(Exercise requirements):
Quote the data below in full, minus the images.
========================================
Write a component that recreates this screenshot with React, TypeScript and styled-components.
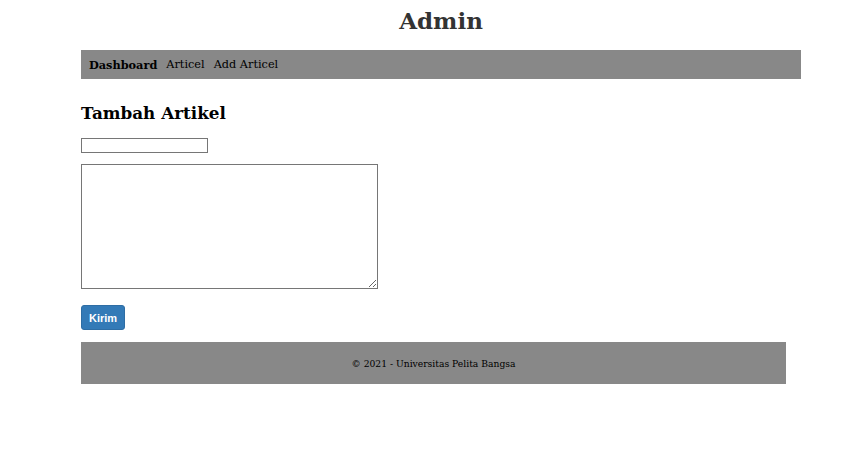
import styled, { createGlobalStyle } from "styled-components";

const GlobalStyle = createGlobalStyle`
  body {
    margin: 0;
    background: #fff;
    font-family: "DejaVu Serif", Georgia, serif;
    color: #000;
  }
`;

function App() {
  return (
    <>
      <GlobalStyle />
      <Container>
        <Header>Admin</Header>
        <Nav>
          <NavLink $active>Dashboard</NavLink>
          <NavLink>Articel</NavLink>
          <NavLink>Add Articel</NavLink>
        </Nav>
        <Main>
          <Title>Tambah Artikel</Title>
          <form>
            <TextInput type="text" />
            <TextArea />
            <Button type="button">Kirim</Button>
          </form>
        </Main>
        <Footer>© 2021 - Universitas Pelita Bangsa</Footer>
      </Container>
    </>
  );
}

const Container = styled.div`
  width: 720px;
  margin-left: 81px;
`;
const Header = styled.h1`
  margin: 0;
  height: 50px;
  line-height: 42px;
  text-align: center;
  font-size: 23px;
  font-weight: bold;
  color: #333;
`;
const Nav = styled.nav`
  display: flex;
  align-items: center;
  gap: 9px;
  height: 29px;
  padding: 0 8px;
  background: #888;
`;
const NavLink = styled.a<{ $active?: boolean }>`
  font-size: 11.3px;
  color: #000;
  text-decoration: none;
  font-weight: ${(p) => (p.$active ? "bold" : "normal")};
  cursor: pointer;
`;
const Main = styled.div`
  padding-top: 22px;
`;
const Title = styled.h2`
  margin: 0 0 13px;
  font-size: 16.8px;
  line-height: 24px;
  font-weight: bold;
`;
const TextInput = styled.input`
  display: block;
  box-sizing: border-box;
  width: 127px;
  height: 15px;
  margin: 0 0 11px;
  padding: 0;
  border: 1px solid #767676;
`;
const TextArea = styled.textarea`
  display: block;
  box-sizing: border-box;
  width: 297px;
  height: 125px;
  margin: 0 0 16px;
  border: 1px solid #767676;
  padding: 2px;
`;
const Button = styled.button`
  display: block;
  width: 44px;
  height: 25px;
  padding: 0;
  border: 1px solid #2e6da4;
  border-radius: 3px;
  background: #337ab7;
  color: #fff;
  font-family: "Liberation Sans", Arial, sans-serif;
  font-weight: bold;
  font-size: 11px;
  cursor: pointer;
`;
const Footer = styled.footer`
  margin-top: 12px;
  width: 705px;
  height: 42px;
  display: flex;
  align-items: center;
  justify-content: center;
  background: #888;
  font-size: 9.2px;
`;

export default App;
========================================
(Final result):
Write a component that recreates this screenshot with React, TypeScript and styled-components.
import styled, { createGlobalStyle } from "styled-components";

const GlobalStyle = createGlobalStyle`
  body {
    margin: 0;
    background: #fff;
    font-family: "DejaVu Serif", Georgia, serif;
    color: #000;
  }
`;

function App() {
  return (
    <>
      <GlobalStyle />
      <Container>
        <Header>Admin</Header>
        <Nav>
          <NavLink $active>Dashboard</NavLink>
          <NavLink>Articel</NavLink>
          <NavLink>Add Articel</NavLink>
        </Nav>
        <Main>
          <Title>Tambah Artikel</Title>
          <form>
            <TextInput type="text" />
            <TextArea />
            <Button type="button">Kirim</Button>
          </form>
        </Main>
        <Footer>© 2021 - Universitas Pelita Bangsa</Footer>
      </Container>
    </>
  );
}

const Container = styled.div`
  width: 720px;
  margin-left: 81px;
`;
const Header = styled.h1`
  margin: 0;
  height: 50px;
  line-height: 42px;
  text-align: center;
  font-size: 23px;
  font-weight: bold;
  color: #333;
`;
const Nav = styled.nav`
  display: flex;
  align-items: center;
  gap: 9px;
  height: 29px;
  padding: 0 8px;
  background: #888;
`;
const NavLink = styled.a<{ $active?: boolean }>`
  font-size: 11.3px;
  color: #000;
  text-decoration: none;
  font-weight: ${(p) => (p.$active ? "bold" : "normal")};
  cursor: pointer;
`;
const Main = styled.div`
  padding-top: 22px;
`;
const Title = styled.h2`
  margin: 0 0 13px;
  font-size: 16.8px;
  line-height: 24px;
  font-weight: bold;
`;
const TextInput = styled.input`
  display: block;
  box-sizing: border-box;
  width: 127px;
  height: 15px;
  margin: 0 0 11px;
  padding: 0;
  border: 1px solid #767676;
`;
const TextArea = styled.textarea`
  display: block;
  box-sizing: border-box;
  width: 297px;
  height: 125px;
  margin: 0 0 16px;
  border: 1px solid #767676;
  padding: 2px;
`;
const Button = styled.button`
  display: block;
  width: 44px;
  height: 25px;
  padding: 0;
  border: 1px solid #2e6da4;
  border-radius: 3px;
  background: #337ab7;
  color: #fff;
  font-family: "Liberation Sans", Arial, sans-serif;
  font-weight: bold;
  font-size: 11px;
  cursor: pointer;
`;
const Footer = styled.footer`
  margin-top: 12px;
  width: 705px;
  height: 42px;
  display: flex;
  align-items: center;
  justify-content: center;
  background: #888;
  font-size: 9.2px;
`;

export default App;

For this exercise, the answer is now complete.